You can receive extra credit points for exceeding these benchmarks on the private leaderboard:
* 1 pt for passing the `base-benchmark`
* 1 pt for passing the `easy-benchmark`
* 1 pt for passing the `medium-benchmark`
* 1 pt for passing the `hard-benchmark`

And additional points for doing well on the private leaderboard that will be revealed after the late due date (if there are ties, everyone tied will receive the same number of points):
* 6 pts for 1st place
* 4 pts for 2nd place
* 2 pts for 3rd place


**Kaggle team name:** `[fill in here]`

Now, we will finally read in the test dataset.

In [None]:
df_test = pd.read_csv(DATADIR + "houston_homes_test.csv")

In [None]:
# TODO: put all code needed (including preprocessing steps) to make your
# final kaggle submission; note that this code must match the predictions
# that you provide on kaggle


You can see details about the file format for submission on kaggle (`sample_submission.csv`, essentially a 2 column file with `houseid`, the unique identifier in your test set, and `list_price`, your predictions). To make things easier, we provide here some sample code that you can modify to make your own submission file if your predictions were in a variable called `y_pred_kagg`.

In [None]:
results = pd.Series(y_pred_kagg.flatten(), name="list_price")
results = pd.concat([df_test['houseid'], results], axis=1)
results.to_csv('my_submission.csv', index=False)

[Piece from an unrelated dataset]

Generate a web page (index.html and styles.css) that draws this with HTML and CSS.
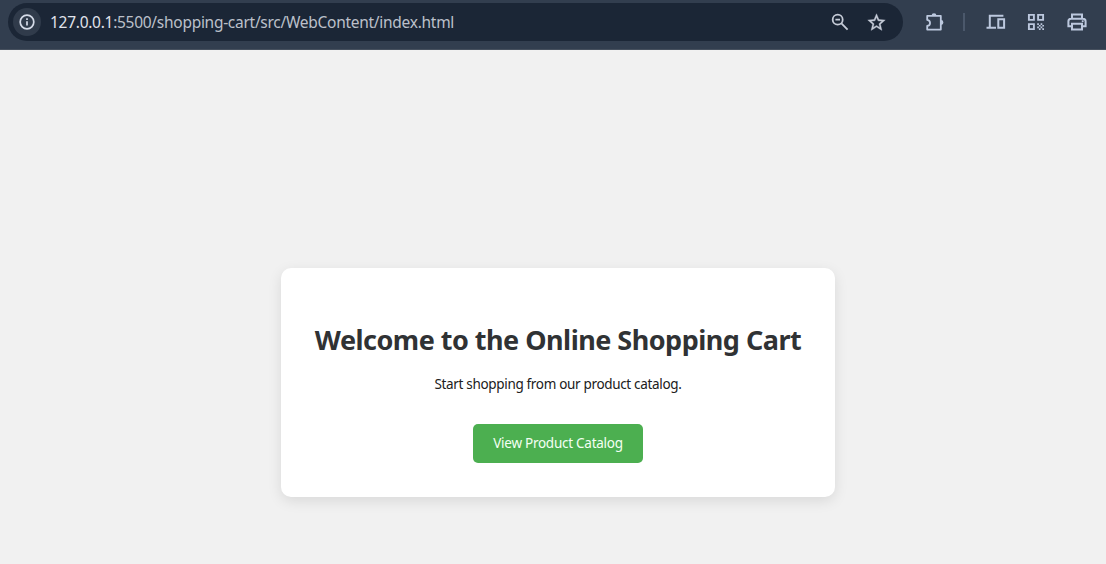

Once you output your csv file, you need to download the file from colab to your local computer (you can click the file folder icon on the left panel to see the files in your workspace) and upload that file to the Kaggle site as your submission. Note that you can submit multiple times (up to 5 times a day)!

## To Submit
Download the notebook from Colab as a `.ipynb` notebook (`File > Download > Download .ipynb`) and upload it to the corresponding Gradescope assignment. Your assignment should be named `netid-hw4.ipynb`.  

Also, double check that your Kaggle submission shows up on the public leaderboard.